Contrast, this, then, with standards in Irish public life. For the past week, the media have been in a tailspin trying to chart who said what, to whom, and when, in regard to Garda whistleblowers and to what extent can we pin them on this. Because it’s only when pinned down that an Irish public figure will put his or her hands up and admit it’s a fair cop. Otherwise, the tradition is to say nothin’ and tough it out.

Those sagacious observers, the dogs in the street, couldn’t give an empty tin of Pedigree Chum who said what, to whom, and when. The doggies are convinced of the following facts:


  • Maurice McCabe was ballaragged scandalously, and he was not, is not, nor will he be alone in that.
  • The ballaragging didn’t happen by accident either. It’s not what you’d call an Act of God, like.
  • The doggies don’t care how much the Garda Commissioner knew or didn’t know about it.
  • The Mutt-ocracy do care that the current Garda Commissioner was brought in because of the scandal surrounding her predecessor and, rather than cleaning that up, she’s made it worse. Therefore, these debates about her stepping aside are pointless. She’s got to go. If she won’t resign, fire her and put someone else in charge, and keep firing people and appointing new ones until the screw-ups bloody stop.
  • Katherine Zappone made a career from talking about children’s rights. How ironic, then, after a children’s referendum and the setting-up of a Ministry for Children, that the only thing Tusla seem to have done is played a part in a scandalous smear campaign. Goodbye, Katherine. Thanks for nothing.
  • Frances Fitzgerald. What are you for, exactly, Frances? You’re for the door, that’s one thing we can settle straight away.
  • Enoch Powell, that Wolverhampton wanderer and former UUP MP for South Down, once remarked that all political lives end in failure. Penny for your thoughts, Taoiseach.


As for an election not solving anything, whatever about the doggies, your correspondent is willing to give it a try, just in case it does solve something. Maybe, after the clown cabinet of the past year and the horror-show currently unfolding in the United States, the parties might be in a mood to behave in a vaguely grown-up fashion this time and present their plans like adults speaking to adults, rather than the usual rhetoric of orderlies in a mental home telling those fellows who think they’re Martians that the flying saucer will be here tomorrow to take them all back home.

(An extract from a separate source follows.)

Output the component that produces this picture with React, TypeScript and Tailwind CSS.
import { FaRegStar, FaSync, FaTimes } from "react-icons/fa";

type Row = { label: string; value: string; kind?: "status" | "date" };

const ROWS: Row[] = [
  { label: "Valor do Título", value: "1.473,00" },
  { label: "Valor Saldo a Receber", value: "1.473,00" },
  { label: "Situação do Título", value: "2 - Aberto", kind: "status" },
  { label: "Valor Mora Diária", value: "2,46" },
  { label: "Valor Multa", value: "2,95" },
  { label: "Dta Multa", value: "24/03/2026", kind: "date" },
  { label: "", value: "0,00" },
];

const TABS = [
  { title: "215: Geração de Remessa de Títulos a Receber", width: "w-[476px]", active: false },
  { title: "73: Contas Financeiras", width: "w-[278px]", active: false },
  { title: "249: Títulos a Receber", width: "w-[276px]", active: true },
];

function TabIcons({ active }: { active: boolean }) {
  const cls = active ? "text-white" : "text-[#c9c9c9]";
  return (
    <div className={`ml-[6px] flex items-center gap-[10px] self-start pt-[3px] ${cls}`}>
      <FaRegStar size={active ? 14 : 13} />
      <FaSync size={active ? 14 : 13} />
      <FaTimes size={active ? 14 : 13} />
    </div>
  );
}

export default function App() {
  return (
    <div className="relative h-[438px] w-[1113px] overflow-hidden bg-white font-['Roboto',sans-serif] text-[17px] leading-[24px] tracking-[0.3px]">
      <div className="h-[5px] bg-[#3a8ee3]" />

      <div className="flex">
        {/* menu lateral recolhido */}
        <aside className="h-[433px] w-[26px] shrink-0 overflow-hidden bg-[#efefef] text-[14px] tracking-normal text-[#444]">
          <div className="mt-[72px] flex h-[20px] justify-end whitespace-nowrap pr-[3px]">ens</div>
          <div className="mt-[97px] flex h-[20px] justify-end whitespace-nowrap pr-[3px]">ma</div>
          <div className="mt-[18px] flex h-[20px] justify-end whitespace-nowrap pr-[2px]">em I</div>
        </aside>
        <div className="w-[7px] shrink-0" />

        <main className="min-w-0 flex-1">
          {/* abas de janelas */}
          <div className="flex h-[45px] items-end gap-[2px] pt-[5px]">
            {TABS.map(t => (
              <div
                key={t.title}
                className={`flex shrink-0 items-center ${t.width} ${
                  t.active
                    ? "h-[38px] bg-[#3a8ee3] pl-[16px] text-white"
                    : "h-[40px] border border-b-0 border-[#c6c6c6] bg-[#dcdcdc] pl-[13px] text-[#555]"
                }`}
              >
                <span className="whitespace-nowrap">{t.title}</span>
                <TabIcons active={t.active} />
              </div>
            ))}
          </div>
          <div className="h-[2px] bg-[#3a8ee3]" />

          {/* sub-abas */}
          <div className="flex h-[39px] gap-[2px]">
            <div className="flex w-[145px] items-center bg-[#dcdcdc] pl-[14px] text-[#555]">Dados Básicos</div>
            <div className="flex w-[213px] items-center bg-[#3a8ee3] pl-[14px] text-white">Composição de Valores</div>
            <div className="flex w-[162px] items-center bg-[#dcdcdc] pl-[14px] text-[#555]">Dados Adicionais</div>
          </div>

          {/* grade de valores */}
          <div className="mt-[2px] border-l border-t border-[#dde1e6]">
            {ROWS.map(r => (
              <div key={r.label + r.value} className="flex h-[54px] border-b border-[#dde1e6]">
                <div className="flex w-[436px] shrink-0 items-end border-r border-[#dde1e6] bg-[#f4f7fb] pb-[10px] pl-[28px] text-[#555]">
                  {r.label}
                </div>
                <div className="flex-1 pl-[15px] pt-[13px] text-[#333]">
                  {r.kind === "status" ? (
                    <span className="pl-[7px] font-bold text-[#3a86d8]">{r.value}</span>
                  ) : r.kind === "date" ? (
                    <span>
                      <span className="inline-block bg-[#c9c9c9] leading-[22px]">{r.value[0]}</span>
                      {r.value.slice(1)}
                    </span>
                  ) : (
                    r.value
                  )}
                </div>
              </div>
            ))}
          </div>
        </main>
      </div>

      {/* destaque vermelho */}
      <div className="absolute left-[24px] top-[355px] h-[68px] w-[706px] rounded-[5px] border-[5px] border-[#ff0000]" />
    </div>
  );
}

As for our, the electorate’s, part, let’s all try to stop believing in flying saucers and get real while there’s still a country left to save.

Monday, October 10, 2016

An Garda Síochána, and the Corruption Inherent in Irish Public Life


There is none righteous; no, not one.
St Paul’s Letter to the Romans, Chapter 3, Verse 10.

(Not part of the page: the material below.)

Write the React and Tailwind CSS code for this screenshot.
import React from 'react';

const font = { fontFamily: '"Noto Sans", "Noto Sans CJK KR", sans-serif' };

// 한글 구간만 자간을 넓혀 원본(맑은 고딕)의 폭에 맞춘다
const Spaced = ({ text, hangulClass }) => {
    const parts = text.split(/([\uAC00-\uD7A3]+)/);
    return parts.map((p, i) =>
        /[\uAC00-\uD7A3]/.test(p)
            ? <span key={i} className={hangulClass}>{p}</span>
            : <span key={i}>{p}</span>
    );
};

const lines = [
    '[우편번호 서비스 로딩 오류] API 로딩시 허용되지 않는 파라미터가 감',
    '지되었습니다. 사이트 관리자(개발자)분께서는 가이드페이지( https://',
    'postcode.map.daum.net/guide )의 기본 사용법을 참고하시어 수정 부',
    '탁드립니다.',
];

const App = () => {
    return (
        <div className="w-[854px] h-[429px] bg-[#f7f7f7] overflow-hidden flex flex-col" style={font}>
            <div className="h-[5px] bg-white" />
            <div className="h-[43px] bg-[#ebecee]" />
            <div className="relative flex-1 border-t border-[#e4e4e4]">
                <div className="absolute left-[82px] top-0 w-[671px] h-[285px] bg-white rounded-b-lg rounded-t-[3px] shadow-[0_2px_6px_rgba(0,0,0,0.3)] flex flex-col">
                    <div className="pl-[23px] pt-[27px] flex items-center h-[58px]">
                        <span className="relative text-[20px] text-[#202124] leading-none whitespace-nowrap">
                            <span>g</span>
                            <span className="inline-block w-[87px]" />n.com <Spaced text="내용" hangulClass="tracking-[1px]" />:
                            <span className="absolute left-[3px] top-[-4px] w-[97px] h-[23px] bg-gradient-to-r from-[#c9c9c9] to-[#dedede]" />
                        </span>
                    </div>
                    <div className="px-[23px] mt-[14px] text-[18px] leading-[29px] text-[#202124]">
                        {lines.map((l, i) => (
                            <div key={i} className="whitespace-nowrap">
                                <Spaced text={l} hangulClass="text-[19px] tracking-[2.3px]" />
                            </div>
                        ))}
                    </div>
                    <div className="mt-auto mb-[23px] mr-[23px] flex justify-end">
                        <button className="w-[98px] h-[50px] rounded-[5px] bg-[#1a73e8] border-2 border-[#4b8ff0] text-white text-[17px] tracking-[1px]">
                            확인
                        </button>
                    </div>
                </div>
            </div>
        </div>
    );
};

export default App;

Well, I’ve been down so very damn long
That it looks like up to me.
Jim Morrison, Down So Long.

Government Chief Whip Regina Doherty was a guest on Today with Seán O’Rourke on RTÉ Radio One on Friday, explaining why the Government was dragging its heels on the latest episode of the Garda Whistleblower controversy. “The revelation was only made on Monday,” said Deputy Doherty. “Today is Friday.”

It is Deputy Doherty’s job to appear on radio and explain that, had an Taoiseach doused her with petrol and set her alight just before she came on air, it was great to get warmed up, what with the winter drawing in and all. But sometimes, you have to come out with your hands up and say look, there’s a worm in the apple and that’s just how it is. We need a new apple. This one just isn’t any good.

The nature of the Gardaí’s internal disciplinary procedure has been in question for years. Years. And it’s not just the whistleblowers – there is also the genuinely extraordinary story of the tremendous balls made of the investigation into the murder of Sophie Toscan du Plantier, and that happened over twenty years ago. What are these guys doing? Why are they getting away with it?

It is the done thing in functional democracies to hold people in power to a higher standard of probity than ordinary citizens. This is because great power brings great responsibility with it. The oldest example of that level of probity is Julius Caesar’s, who remarked that not only he, but his wife also, must both be above suspicion.

This is not how we roll in Ireland. In Ireland, access to power means that you are given a benefit of doubt that you by no means deserve, and a benefit of doubt that an ordinary citizen could not dream of. Nobody resigns in Ireland because they’ve done something wrong. In Ireland, a powerful person only loses his or her job when he or she is dragged kicking and screaming from it. Vide Alan Shatter, our previous minister for Justice, the nature of whose precise exit from government has never been made 100% clear.

And now he we have it repeating again. If the previous Garda Commissioner had to resign, the appointment of that previous Commissioner’s right-hand woman as the next Commissioner doesn’t exactly signal regime change. Nobody knows what’s going with these half-spoken allegations, but your correspondent is hardly alone in wanting them sorted out as soon as possible.

And what do get? Niall Collins of Fianna Fáil on Prime Time repeating “due process, due process” like Dorothy in the Wizard of Oz saying there’s no place like home, each hoping to be magically taken over the rainbow.

And Deputy Collins, theoretically, isn’t even in Government. It is fashionable in Irish political commentary to describe chicanery as a particularly Fianna Fáil trait but if there is one thing our remarkably slow-witted nation should take from all this is that our political class are all the same.

Ireland’s political system is broken. It encourages us to vote for our lesser, rather than our better, angels, and continuous ramshackle government is our reward.

It is to Deputy Mick Wallace’s credit that he has been so dogged in pursuit of Garda malfeasance. If only Deputy Wallace were equally dogged in paying his taxes. Deputy Wallace’s stance on the current garda controversy does not excuse the nation for its lack of judgment in re-electing a tax dodger. He can’t do that. He has to set an example, and the pursuit of the whistleblower case doesn’t make tax-dodging excusable.

Ireland has to demand higher standards from our public representatives. My own opinion is that our proportional representation, single-transferable-vote electoral system and our libel laws that protect the strong at the expense of the weak have to be changed and even then, it will be a generation before any real change can be seen.

I pray to God to it happens but right now, looking at the contemporary Irish political scene, I might as well pray for the Irish rugby team to beat New Zealand in both Chicago and Dublin when they play at the end of the month. There’s a better chance of it happening.